Supplied information -
━━━━━━━━━━
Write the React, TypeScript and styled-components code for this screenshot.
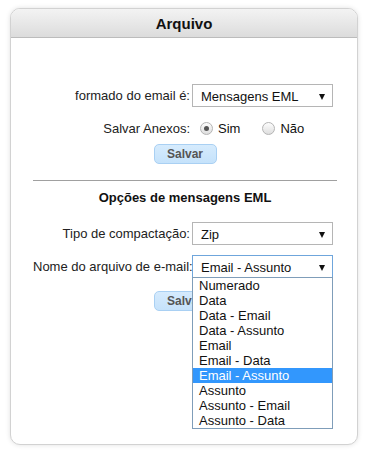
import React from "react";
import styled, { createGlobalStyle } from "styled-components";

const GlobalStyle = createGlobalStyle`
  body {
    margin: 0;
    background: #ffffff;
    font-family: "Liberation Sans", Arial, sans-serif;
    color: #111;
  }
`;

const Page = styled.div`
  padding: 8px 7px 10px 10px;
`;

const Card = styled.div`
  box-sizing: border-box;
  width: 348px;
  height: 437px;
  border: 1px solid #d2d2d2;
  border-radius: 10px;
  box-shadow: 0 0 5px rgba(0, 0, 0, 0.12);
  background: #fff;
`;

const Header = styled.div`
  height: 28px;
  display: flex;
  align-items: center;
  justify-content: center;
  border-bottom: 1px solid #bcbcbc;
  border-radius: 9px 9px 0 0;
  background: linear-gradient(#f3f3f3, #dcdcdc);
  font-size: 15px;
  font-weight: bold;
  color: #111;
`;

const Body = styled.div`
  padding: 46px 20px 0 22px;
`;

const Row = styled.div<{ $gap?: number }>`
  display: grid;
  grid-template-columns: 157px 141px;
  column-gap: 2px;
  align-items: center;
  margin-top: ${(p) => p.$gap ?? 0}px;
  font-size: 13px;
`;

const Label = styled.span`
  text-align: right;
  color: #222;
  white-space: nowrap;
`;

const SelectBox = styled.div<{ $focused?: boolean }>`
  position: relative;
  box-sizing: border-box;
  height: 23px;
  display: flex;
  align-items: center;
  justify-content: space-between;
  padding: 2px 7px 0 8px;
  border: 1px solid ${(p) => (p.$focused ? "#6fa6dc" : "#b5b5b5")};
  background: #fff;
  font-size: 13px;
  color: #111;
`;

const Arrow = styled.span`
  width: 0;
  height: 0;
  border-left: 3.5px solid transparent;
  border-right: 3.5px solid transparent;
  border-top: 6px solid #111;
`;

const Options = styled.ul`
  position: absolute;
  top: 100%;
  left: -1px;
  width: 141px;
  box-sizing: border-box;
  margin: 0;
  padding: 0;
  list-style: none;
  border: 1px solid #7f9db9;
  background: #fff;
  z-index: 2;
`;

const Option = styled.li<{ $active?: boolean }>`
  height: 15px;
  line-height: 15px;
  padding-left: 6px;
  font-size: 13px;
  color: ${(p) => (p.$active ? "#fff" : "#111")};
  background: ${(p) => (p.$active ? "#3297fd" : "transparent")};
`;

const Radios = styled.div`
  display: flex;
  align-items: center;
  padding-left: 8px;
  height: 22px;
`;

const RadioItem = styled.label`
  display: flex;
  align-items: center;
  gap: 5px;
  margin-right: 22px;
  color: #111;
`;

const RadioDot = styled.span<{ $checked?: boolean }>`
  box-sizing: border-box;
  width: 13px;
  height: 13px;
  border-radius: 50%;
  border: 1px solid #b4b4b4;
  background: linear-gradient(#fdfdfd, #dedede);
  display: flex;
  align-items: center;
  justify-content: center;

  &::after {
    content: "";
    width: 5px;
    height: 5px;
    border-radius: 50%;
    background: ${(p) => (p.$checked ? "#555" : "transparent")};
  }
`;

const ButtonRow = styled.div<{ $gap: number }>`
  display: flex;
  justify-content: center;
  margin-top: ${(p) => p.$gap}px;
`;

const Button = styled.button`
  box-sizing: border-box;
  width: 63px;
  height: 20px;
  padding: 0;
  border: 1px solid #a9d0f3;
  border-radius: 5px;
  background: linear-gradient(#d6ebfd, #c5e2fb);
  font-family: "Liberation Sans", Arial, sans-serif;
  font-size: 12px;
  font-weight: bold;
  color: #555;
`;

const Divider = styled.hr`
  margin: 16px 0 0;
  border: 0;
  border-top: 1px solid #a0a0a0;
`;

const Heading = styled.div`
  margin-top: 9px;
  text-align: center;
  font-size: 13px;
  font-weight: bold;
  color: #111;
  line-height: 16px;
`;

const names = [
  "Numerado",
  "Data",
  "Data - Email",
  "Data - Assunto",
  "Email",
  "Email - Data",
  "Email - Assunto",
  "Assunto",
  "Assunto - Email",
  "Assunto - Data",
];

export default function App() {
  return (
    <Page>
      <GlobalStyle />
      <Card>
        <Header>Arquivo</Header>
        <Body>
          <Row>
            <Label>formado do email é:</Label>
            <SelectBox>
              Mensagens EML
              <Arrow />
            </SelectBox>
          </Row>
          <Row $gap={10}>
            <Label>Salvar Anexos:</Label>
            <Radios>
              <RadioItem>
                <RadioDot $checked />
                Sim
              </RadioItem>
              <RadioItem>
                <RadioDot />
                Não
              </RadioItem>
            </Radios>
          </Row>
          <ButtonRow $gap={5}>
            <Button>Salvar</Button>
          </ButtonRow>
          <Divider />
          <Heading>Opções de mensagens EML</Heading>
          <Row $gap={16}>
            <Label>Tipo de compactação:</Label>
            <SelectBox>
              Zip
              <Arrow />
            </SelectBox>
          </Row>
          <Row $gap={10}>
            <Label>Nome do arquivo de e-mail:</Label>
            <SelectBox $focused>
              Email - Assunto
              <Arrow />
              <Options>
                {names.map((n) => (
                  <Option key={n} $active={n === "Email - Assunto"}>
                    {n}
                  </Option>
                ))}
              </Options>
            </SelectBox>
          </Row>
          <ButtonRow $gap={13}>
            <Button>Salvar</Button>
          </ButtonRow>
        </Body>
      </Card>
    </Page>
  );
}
━━━━━━━━━━
Set exercise -
Using the data above, print every line exactly, omitting pictures.

Exercise answer -
Write the React, TypeScript and styled-components code for this screenshot.
import React from "react";
import styled, { createGlobalStyle } from "styled-components";

const GlobalStyle = createGlobalStyle`
  body {
    margin: 0;
    background: #ffffff;
    font-family: "Liberation Sans", Arial, sans-serif;
    color: #111;
  }
`;

const Page = styled.div`
  padding: 8px 7px 10px 10px;
`;

const Card = styled.div`
  box-sizing: border-box;
  width: 348px;
  height: 437px;
  border: 1px solid #d2d2d2;
  border-radius: 10px;
  box-shadow: 0 0 5px rgba(0, 0, 0, 0.12);
  background: #fff;
`;

const Header = styled.div`
  height: 28px;
  display: flex;
  align-items: center;
  justify-content: center;
  border-bottom: 1px solid #bcbcbc;
  border-radius: 9px 9px 0 0;
  background: linear-gradient(#f3f3f3, #dcdcdc);
  font-size: 15px;
  font-weight: bold;
  color: #111;
`;

const Body = styled.div`
  padding: 46px 20px 0 22px;
`;

const Row = styled.div<{ $gap?: number }>`
  display: grid;
  grid-template-columns: 157px 141px;
  column-gap: 2px;
  align-items: center;
  margin-top: ${(p) => p.$gap ?? 0}px;
  font-size: 13px;
`;

const Label = styled.span`
  text-align: right;
  color: #222;
  white-space: nowrap;
`;

const SelectBox = styled.div<{ $focused?: boolean }>`
  position: relative;
  box-sizing: border-box;
  height: 23px;
  display: flex;
  align-items: center;
  justify-content: space-between;
  padding: 2px 7px 0 8px;
  border: 1px solid ${(p) => (p.$focused ? "#6fa6dc" : "#b5b5b5")};
  background: #fff;
  font-size: 13px;
  color: #111;
`;

const Arrow = styled.span`
  width: 0;
  height: 0;
  border-left: 3.5px solid transparent;
  border-right: 3.5px solid transparent;
  border-top: 6px solid #111;
`;

const Options = styled.ul`
  position: absolute;
  top: 100%;
  left: -1px;
  width: 141px;
  box-sizing: border-box;
  margin: 0;
  padding: 0;
  list-style: none;
  border: 1px solid #7f9db9;
  background: #fff;
  z-index: 2;
`;

const Option = styled.li<{ $active?: boolean }>`
  height: 15px;
  line-height: 15px;
  padding-left: 6px;
  font-size: 13px;
  color: ${(p) => (p.$active ? "#fff" : "#111")};
  background: ${(p) => (p.$active ? "#3297fd" : "transparent")};
`;

const Radios = styled.div`
  display: flex;
  align-items: center;
  padding-left: 8px;
  height: 22px;
`;

const RadioItem = styled.label`
  display: flex;
  align-items: center;
  gap: 5px;
  margin-right: 22px;
  color: #111;
`;

const RadioDot = styled.span<{ $checked?: boolean }>`
  box-sizing: border-box;
  width: 13px;
  height: 13px;
  border-radius: 50%;
  border: 1px solid #b4b4b4;
  background: linear-gradient(#fdfdfd, #dedede);
  display: flex;
  align-items: center;
  justify-content: center;

  &::after {
    content: "";
    width: 5px;
    height: 5px;
    border-radius: 50%;
    background: ${(p) => (p.$checked ? "#555" : "transparent")};
  }
`;

const ButtonRow = styled.div<{ $gap: number }>`
  display: flex;
  justify-content: center;
  margin-top: ${(p) => p.$gap}px;
`;

const Button = styled.button`
  box-sizing: border-box;
  width: 63px;
  height: 20px;
  padding: 0;
  border: 1px solid #a9d0f3;
  border-radius: 5px;
  background: linear-gradient(#d6ebfd, #c5e2fb);
  font-family: "Liberation Sans", Arial, sans-serif;
  font-size: 12px;
  font-weight: bold;
  color: #555;
`;

const Divider = styled.hr`
  margin: 16px 0 0;
  border: 0;
  border-top: 1px solid #a0a0a0;
`;

const Heading = styled.div`
  margin-top: 9px;
  text-align: center;
  font-size: 13px;
  font-weight: bold;
  color: #111;
  line-height: 16px;
`;

const names = [
  "Numerado",
  "Data",
  "Data - Email",
  "Data - Assunto",
  "Email",
  "Email - Data",
  "Email - Assunto",
  "Assunto",
  "Assunto - Email",
  "Assunto - Data",
];

export default function App() {
  return (
    <Page>
      <GlobalStyle />
      <Card>
        <Header>Arquivo</Header>
        <Body>
          <Row>
            <Label>formado do email é:</Label>
            <SelectBox>
              Mensagens EML
              <Arrow />
            </SelectBox>
          </Row>
          <Row $gap={10}>
            <Label>Salvar Anexos:</Label>
            <Radios>
              <RadioItem>
                <RadioDot $checked />
                Sim
              </RadioItem>
              <RadioItem>
                <RadioDot />
                Não
              </RadioItem>
            </Radios>
          </Row>
          <ButtonRow $gap={5}>
            <Button>Salvar</Button>
          </ButtonRow>
          <Divider />
          <Heading>Opções de mensagens EML</Heading>
          <Row $gap={16}>
            <Label>Tipo de compactação:</Label>
            <SelectBox>
              Zip
              <Arrow />
            </SelectBox>
          </Row>
          <Row $gap={10}>
            <Label>Nome do arquivo de e-mail:</Label>
            <SelectBox $focused>
              Email - Assunto
              <Arrow />
              <Options>
                {names.map((n) => (
                  <Option key={n} $active={n === "Email - Assunto"}>
                    {n}
                  </Option>
                ))}
              </Options>
            </SelectBox>
          </Row>
          <ButtonRow $gap={13}>
            <Button>Salvar</Button>
          </ButtonRow>
        </Body>
      </Card>
    </Page>
  );
}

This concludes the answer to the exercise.